2. Buying a commercial platform engineering/IDP solution off-the-shelf still requires the enterprise to hire and retain experts to operate and customize it. 

  • The solution may lack an easy way to deal with customizations. So your internal teams need to be prepared to build and support your customizations, which may (or may not) incur a steep learning curve.

  • Be sure to add corporate guidance/guardrails to avoid increase in both spend and unwanted and unexpected costs in cloud services.

3. Using a platform engineering framework/IDP that is cloud native and comes with a pre-integrated foundational stack of OSS/cloud native tools and best-practices, like GitOps and multi-cluster networking. 

  • A ready-to-use solution can provide you with the jumpstart you need to help you avoid wasting 2+ years reinventing the wheel. 

  • Your team gets the enterprise support they need to easily extend the solution. Yes, ease of extendability is a must-have. 

  • Consider strategic initiatives, such as AI, multi-cluster/cloud. It will dictate the need for GitOps and multi-cluster/cloud networking.

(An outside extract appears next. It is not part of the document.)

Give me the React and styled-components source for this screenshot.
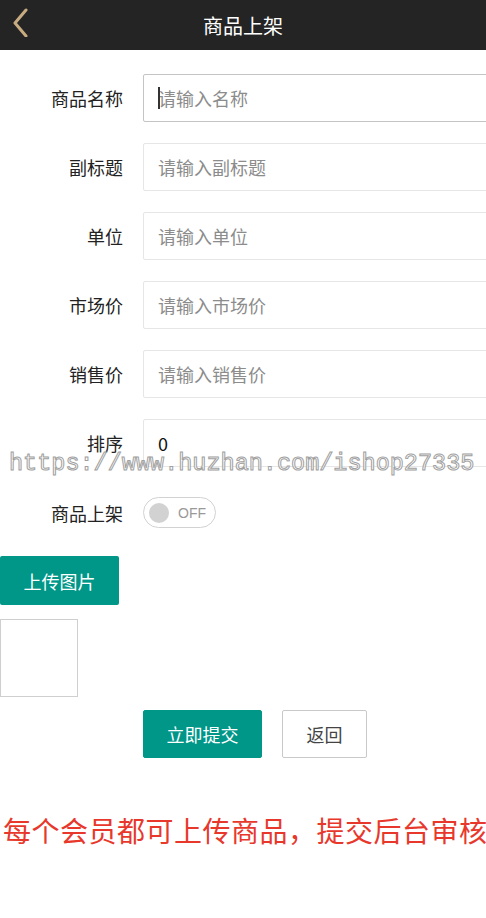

Learn more about KAOPS powered by Nethopper. It fits well in this category with its friendly UI, unified dashboard, and integrated stack of open source/cloud native software, out of the box. With KAOPS, your Junior developers/engineers can, for instance, start optimizing your support for cloud-mandated Kubernetes upgrades and app dependencies. It's that simple.

Nethopper KAOPS Platform Engineering Framework (Layer-3) Helps You Control, Manage and Upgrade Any (Layer-2) Kubernetes Clusters, in Any (Layer-1) Private/Public Cloud.

Kubernetes: The Road Ahead

The sentiment among industry professionals, according to theCUBE speakers, suggests that there is still work to be done in simplifying and unifying IT environments. 

The perception is that the Kubernetes stack is too complex, and there is a need for further simplification to address this challenge. 

This indicates an ongoing effort to streamline the technology landscape and make it more accessible and manageable for organizations.

The goal of platform engineering framework/IDP is to streamline the application delivery/deployment process in a way that reduces or eliminates infrastructure concerns - and accelerates time to innovation/revenue. 

In this brave new world of AI (which is not addressed here), enterprise platform and DevOps teams need to get their Kubernetes management and operations right, because AI innovation is knocking at the door. 

Here is a glimpse of a use case by GigaOm's Chester Conforte: 

"The benefits of using Kubernetes at the edge include not only improved business agility but also the ability to rapidly deploy and scale applications in response to changing demands. 

GigaOm says that the AI-enabled edge is a prime example of how edge Kubernetes can be the toolchain to enable business agility from development to staging to production all the way out to remote locations.

In sum, Kubernetes may be getting "boring," but platform engineering/IDP is hot. It is the missing piece capable of helping enterprise organizations realize the full potential of Kubernetes now, and beyond.